> **STATED PROBLEM**: Images are not part of the copy; transcribe all the data exactly.

>> start

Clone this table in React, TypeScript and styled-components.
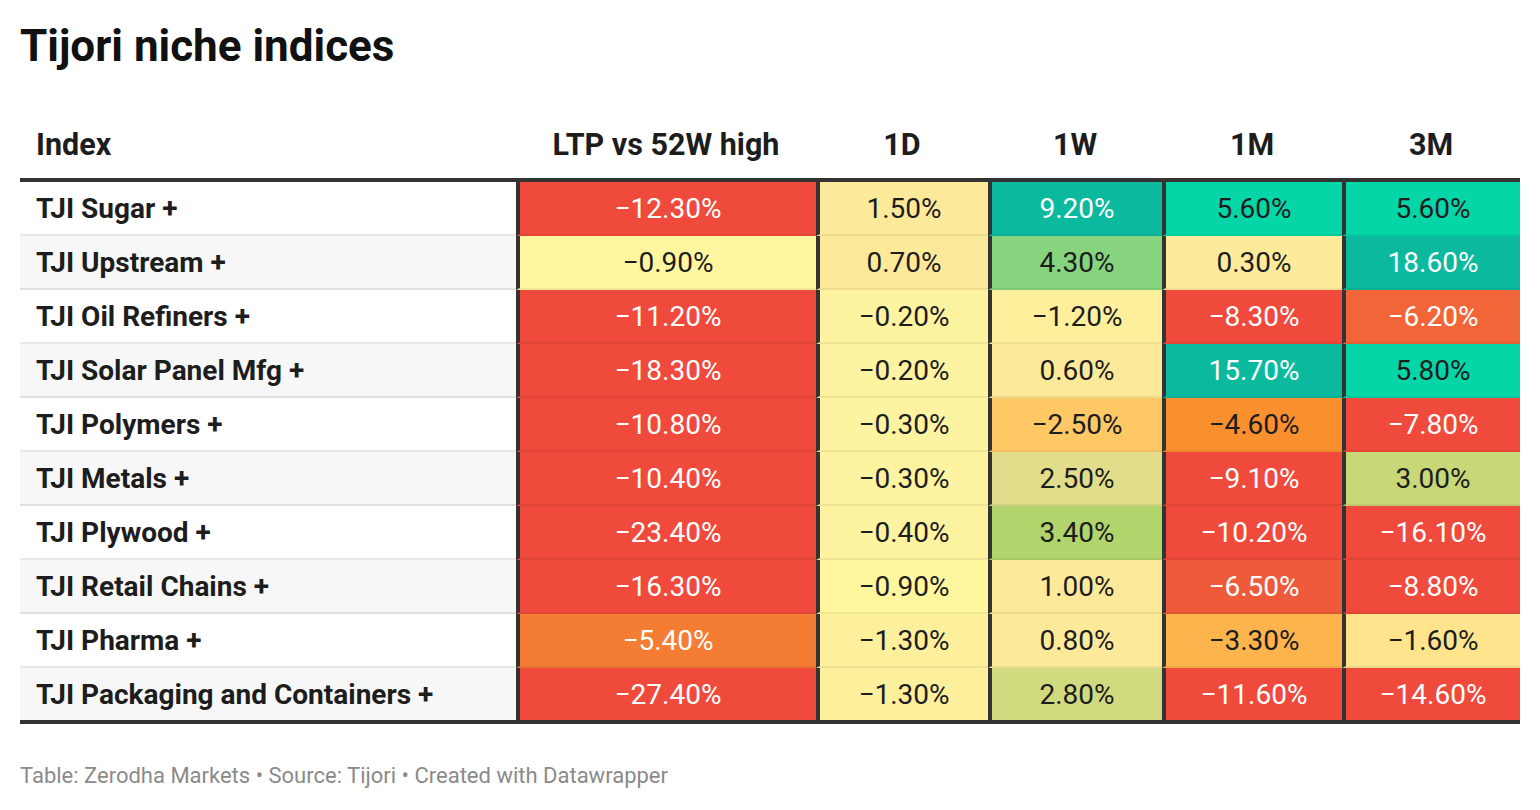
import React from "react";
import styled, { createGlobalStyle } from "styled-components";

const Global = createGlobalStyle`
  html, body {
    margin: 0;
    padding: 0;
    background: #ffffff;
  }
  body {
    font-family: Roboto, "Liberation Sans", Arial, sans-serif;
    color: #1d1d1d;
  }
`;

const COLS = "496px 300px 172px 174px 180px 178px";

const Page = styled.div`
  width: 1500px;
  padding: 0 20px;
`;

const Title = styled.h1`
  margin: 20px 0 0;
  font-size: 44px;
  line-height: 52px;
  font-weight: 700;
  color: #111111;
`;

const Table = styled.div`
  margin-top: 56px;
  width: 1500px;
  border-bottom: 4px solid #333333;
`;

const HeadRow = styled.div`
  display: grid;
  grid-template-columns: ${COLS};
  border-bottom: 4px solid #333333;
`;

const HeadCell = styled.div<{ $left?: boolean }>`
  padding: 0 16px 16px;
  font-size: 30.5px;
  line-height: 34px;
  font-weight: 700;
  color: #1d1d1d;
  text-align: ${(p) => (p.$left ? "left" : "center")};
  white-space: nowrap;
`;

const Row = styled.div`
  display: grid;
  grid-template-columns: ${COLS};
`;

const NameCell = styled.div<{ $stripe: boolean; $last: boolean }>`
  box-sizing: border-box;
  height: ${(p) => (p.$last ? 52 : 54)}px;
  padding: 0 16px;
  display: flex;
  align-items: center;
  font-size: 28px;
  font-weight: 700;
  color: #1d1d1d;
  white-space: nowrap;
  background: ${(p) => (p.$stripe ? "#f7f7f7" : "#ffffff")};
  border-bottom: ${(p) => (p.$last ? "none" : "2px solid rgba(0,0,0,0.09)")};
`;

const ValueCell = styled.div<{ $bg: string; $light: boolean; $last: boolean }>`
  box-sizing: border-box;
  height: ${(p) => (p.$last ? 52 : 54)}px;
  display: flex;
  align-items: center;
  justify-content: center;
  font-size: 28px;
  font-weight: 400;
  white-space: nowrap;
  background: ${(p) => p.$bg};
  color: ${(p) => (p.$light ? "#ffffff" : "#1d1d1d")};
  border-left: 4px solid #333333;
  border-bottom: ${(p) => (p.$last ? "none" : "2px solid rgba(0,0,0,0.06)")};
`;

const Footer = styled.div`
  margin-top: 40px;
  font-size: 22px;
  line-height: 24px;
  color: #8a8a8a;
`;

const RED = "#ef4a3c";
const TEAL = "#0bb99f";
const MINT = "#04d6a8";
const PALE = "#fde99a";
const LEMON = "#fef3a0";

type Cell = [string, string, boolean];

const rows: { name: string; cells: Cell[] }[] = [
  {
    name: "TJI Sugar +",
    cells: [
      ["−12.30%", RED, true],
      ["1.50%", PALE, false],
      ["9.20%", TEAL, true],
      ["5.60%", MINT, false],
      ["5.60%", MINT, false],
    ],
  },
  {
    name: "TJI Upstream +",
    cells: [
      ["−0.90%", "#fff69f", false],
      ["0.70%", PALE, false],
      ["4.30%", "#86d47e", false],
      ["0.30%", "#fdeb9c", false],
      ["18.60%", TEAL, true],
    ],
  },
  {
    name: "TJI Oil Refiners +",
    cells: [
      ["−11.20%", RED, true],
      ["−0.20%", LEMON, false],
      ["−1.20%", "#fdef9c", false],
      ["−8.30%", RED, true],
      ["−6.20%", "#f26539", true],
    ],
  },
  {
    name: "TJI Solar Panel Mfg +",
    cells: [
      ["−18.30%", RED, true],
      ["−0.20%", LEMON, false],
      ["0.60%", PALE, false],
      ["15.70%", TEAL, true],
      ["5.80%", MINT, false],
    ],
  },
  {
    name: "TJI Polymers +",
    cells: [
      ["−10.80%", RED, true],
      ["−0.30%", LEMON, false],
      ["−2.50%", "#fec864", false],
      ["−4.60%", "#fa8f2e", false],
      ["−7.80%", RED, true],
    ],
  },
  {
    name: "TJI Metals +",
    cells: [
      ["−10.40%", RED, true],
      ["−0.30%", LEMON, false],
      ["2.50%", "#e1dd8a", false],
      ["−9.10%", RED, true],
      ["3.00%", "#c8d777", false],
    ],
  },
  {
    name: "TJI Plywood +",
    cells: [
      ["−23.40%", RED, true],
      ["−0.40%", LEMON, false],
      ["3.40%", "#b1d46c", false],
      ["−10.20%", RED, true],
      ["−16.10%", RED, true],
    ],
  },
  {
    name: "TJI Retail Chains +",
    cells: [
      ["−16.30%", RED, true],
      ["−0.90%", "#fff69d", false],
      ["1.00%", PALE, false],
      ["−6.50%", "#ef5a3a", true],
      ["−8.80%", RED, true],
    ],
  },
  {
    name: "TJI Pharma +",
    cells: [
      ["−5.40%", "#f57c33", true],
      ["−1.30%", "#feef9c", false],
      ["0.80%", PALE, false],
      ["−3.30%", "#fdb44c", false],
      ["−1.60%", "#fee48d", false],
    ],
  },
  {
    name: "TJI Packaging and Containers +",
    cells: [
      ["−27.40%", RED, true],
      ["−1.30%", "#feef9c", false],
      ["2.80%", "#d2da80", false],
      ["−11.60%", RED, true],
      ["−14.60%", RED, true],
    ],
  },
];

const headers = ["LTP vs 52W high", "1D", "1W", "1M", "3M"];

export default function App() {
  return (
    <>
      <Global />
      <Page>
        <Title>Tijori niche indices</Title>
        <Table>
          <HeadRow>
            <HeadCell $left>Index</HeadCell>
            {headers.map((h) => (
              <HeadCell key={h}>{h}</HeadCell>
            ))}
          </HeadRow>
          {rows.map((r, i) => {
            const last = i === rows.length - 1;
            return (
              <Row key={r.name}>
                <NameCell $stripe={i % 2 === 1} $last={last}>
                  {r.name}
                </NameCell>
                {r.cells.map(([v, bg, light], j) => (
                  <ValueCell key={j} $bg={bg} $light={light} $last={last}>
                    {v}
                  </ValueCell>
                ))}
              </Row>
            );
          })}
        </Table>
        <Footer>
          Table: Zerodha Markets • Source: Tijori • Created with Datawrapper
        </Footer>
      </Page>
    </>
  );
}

>> end

> **SOLUTION TO THE PROBLEM**:
Clone this table in React, TypeScript and styled-components.
import React from "react";
import styled, { createGlobalStyle } from "styled-components";

const Global = createGlobalStyle`
  html, body {
    margin: 0;
    padding: 0;
    background: #ffffff;
  }
  body {
    font-family: Roboto, "Liberation Sans", Arial, sans-serif;
    color: #1d1d1d;
  }
`;

const COLS = "496px 300px 172px 174px 180px 178px";

const Page = styled.div`
  width: 1500px;
  padding: 0 20px;
`;

const Title = styled.h1`
  margin: 20px 0 0;
  font-size: 44px;
  line-height: 52px;
  font-weight: 700;
  color: #111111;
`;

const Table = styled.div`
  margin-top: 56px;
  width: 1500px;
  border-bottom: 4px solid #333333;
`;

const HeadRow = styled.div`
  display: grid;
  grid-template-columns: ${COLS};
  border-bottom: 4px solid #333333;
`;

const HeadCell = styled.div<{ $left?: boolean }>`
  padding: 0 16px 16px;
  font-size: 30.5px;
  line-height: 34px;
  font-weight: 700;
  color: #1d1d1d;
  text-align: ${(p) => (p.$left ? "left" : "center")};
  white-space: nowrap;
`;

const Row = styled.div`
  display: grid;
  grid-template-columns: ${COLS};
`;

const NameCell = styled.div<{ $stripe: boolean; $last: boolean }>`
  box-sizing: border-box;
  height: ${(p) => (p.$last ? 52 : 54)}px;
  padding: 0 16px;
  display: flex;
  align-items: center;
  font-size: 28px;
  font-weight: 700;
  color: #1d1d1d;
  white-space: nowrap;
  background: ${(p) => (p.$stripe ? "#f7f7f7" : "#ffffff")};
  border-bottom: ${(p) => (p.$last ? "none" : "2px solid rgba(0,0,0,0.09)")};
`;

const ValueCell = styled.div<{ $bg: string; $light: boolean; $last: boolean }>`
  box-sizing: border-box;
  height: ${(p) => (p.$last ? 52 : 54)}px;
  display: flex;
  align-items: center;
  justify-content: center;
  font-size: 28px;
  font-weight: 400;
  white-space: nowrap;
  background: ${(p) => p.$bg};
  color: ${(p) => (p.$light ? "#ffffff" : "#1d1d1d")};
  border-left: 4px solid #333333;
  border-bottom: ${(p) => (p.$last ? "none" : "2px solid rgba(0,0,0,0.06)")};
`;

const Footer = styled.div`
  margin-top: 40px;
  font-size: 22px;
  line-height: 24px;
  color: #8a8a8a;
`;

const RED = "#ef4a3c";
const TEAL = "#0bb99f";
const MINT = "#04d6a8";
const PALE = "#fde99a";
const LEMON = "#fef3a0";

type Cell = [string, string, boolean];

const rows: { name: string; cells: Cell[] }[] = [
  {
    name: "TJI Sugar +",
    cells: [
      ["−12.30%", RED, true],
      ["1.50%", PALE, false],
      ["9.20%", TEAL, true],
      ["5.60%", MINT, false],
      ["5.60%", MINT, false],
    ],
  },
  {
    name: "TJI Upstream +",
    cells: [
      ["−0.90%", "#fff69f", false],
      ["0.70%", PALE, false],
      ["4.30%", "#86d47e", false],
      ["0.30%", "#fdeb9c", false],
      ["18.60%", TEAL, true],
    ],
  },
  {
    name: "TJI Oil Refiners +",
    cells: [
      ["−11.20%", RED, true],
      ["−0.20%", LEMON, false],
      ["−1.20%", "#fdef9c", false],
      ["−8.30%", RED, true],
      ["−6.20%", "#f26539", true],
    ],
  },
  {
    name: "TJI Solar Panel Mfg +",
    cells: [
      ["−18.30%", RED, true],
      ["−0.20%", LEMON, false],
      ["0.60%", PALE, false],
      ["15.70%", TEAL, true],
      ["5.80%", MINT, false],
    ],
  },
  {
    name: "TJI Polymers +",
    cells: [
      ["−10.80%", RED, true],
      ["−0.30%", LEMON, false],
      ["−2.50%", "#fec864", false],
      ["−4.60%", "#fa8f2e", false],
      ["−7.80%", RED, true],
    ],
  },
  {
    name: "TJI Metals +",
    cells: [
      ["−10.40%", RED, true],
      ["−0.30%", LEMON, false],
      ["2.50%", "#e1dd8a", false],
      ["−9.10%", RED, true],
      ["3.00%", "#c8d777", false],
    ],
  },
  {
    name: "TJI Plywood +",
    cells: [
      ["−23.40%", RED, true],
      ["−0.40%", LEMON, false],
      ["3.40%", "#b1d46c", false],
      ["−10.20%", RED, true],
      ["−16.10%", RED, true],
    ],
  },
  {
    name: "TJI Retail Chains +",
    cells: [
      ["−16.30%", RED, true],
      ["−0.90%", "#fff69d", false],
      ["1.00%", PALE, false],
      ["−6.50%", "#ef5a3a", true],
      ["−8.80%", RED, true],
    ],
  },
  {
    name: "TJI Pharma +",
    cells: [
      ["−5.40%", "#f57c33", true],
      ["−1.30%", "#feef9c", false],
      ["0.80%", PALE, false],
      ["−3.30%", "#fdb44c", false],
      ["−1.60%", "#fee48d", false],
    ],
  },
  {
    name: "TJI Packaging and Containers +",
    cells: [
      ["−27.40%", RED, true],
      ["−1.30%", "#feef9c", false],
      ["2.80%", "#d2da80", false],
      ["−11.60%", RED, true],
      ["−14.60%", RED, true],
    ],
  },
];

const headers = ["LTP vs 52W high", "1D", "1W", "1M", "3M"];

export default function App() {
  return (
    <>
      <Global />
      <Page>
        <Title>Tijori niche indices</Title>
        <Table>
          <HeadRow>
            <HeadCell $left>Index</HeadCell>
            {headers.map((h) => (
              <HeadCell key={h}>{h}</HeadCell>
            ))}
          </HeadRow>
          {rows.map((r, i) => {
            const last = i === rows.length - 1;
            return (
              <Row key={r.name}>
                <NameCell $stripe={i % 2 === 1} $last={last}>
                  {r.name}
                </NameCell>
                {r.cells.map(([v, bg, light], j) => (
                  <ValueCell key={j} $bg={bg} $light={light} $last={last}>
                    {v}
                  </ValueCell>
                ))}
              </Row>
            );
          })}
        </Table>
        <Footer>
          Table: Zerodha Markets • Source: Tijori • Created with Datawrapper
        </Footer>
      </Page>
    </>
  );
}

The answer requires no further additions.